* [Instructions to follow]: Copy out, from the entries below, each line holding the string "this".

>>

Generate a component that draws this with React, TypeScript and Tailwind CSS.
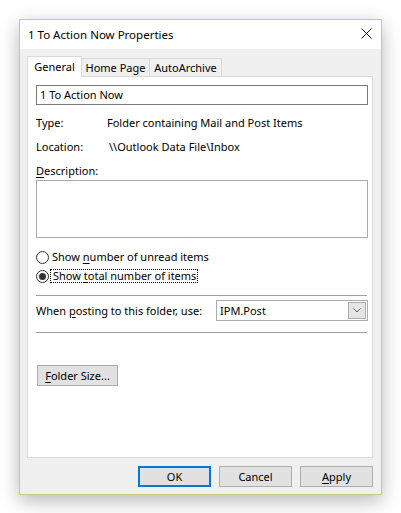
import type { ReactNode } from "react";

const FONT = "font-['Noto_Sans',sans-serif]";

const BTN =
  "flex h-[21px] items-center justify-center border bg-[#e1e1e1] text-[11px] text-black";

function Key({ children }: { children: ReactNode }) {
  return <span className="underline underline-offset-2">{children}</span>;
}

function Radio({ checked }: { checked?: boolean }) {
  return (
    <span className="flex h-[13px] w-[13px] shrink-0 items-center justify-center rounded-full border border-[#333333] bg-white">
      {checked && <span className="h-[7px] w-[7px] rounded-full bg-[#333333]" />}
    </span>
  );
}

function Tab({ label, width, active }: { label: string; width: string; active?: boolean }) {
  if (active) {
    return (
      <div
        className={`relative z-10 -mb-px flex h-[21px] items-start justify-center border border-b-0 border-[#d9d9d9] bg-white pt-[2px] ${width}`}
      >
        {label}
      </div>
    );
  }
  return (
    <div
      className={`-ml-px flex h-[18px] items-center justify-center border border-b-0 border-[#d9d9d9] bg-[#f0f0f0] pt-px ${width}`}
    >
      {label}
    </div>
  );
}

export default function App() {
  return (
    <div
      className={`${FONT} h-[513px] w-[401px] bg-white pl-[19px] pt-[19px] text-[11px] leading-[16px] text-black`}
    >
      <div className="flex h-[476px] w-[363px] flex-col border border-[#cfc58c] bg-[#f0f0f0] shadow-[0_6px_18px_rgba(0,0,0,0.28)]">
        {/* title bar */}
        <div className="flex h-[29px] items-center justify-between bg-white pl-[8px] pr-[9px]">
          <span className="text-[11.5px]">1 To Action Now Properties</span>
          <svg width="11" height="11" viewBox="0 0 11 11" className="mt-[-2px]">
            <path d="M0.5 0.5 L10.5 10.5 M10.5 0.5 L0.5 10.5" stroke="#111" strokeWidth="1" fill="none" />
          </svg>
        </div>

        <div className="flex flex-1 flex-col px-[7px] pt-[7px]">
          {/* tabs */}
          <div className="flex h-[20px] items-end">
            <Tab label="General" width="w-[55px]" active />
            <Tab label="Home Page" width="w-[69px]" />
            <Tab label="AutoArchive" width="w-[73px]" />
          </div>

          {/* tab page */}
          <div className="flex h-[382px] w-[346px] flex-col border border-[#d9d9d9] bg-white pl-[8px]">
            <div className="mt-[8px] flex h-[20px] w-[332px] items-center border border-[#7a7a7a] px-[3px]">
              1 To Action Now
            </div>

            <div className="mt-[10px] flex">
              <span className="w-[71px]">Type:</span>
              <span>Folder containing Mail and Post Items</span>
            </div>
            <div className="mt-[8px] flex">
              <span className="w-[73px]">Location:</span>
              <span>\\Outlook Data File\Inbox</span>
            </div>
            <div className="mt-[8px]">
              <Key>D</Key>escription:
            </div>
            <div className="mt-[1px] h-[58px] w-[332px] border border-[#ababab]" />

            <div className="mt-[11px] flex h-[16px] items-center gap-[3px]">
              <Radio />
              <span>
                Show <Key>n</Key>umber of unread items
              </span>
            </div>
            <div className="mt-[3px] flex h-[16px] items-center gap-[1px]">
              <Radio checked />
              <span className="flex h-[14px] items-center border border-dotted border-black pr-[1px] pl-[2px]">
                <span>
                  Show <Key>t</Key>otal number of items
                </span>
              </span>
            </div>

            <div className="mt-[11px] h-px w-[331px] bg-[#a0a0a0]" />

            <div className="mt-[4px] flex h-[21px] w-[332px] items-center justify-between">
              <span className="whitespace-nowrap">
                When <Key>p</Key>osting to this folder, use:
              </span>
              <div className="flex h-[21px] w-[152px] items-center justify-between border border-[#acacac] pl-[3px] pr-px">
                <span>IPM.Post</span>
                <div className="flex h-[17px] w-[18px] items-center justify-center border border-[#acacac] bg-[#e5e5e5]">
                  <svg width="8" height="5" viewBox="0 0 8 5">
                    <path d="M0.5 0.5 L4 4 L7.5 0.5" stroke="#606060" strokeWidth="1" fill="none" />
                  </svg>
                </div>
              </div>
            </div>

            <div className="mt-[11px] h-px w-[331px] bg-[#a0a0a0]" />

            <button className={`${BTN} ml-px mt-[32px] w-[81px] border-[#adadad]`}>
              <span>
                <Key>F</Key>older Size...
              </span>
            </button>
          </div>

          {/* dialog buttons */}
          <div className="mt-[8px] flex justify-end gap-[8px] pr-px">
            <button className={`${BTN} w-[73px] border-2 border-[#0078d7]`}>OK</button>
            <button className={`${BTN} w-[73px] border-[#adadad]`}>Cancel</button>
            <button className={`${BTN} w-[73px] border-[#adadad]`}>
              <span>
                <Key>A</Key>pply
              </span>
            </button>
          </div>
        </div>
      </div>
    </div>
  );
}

<<
>>

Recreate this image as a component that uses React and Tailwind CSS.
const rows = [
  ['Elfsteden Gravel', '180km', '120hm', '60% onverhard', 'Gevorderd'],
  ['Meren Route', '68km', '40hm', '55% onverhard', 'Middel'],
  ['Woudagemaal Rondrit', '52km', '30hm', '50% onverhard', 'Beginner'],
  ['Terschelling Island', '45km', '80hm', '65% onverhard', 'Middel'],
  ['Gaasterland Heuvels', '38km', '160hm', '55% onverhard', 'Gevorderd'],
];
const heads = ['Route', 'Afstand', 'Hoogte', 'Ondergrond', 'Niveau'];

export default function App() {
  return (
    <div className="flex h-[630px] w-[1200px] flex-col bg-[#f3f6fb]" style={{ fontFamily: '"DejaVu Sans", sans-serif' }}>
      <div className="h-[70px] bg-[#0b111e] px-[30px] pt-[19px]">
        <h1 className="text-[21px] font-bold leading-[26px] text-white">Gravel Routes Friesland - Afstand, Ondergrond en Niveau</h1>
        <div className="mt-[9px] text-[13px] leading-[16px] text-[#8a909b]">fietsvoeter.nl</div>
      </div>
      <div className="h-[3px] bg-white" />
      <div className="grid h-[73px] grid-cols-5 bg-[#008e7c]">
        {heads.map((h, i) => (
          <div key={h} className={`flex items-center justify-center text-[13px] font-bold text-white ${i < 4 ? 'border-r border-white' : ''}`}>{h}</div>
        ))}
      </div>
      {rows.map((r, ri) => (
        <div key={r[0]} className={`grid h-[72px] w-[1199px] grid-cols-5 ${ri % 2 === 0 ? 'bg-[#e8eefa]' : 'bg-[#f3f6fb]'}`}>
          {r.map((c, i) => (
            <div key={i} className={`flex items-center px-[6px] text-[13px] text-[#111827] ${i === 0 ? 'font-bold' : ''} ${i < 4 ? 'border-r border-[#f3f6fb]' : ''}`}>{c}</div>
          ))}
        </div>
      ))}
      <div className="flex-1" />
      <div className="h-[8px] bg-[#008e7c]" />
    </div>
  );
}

<<

* [Output]:
Generate a component that draws this with React, TypeScript and Tailwind CSS.
                When <Key>p</Key>osting to this folder, use:
Recreate this image as a component that uses React and Tailwind CSS.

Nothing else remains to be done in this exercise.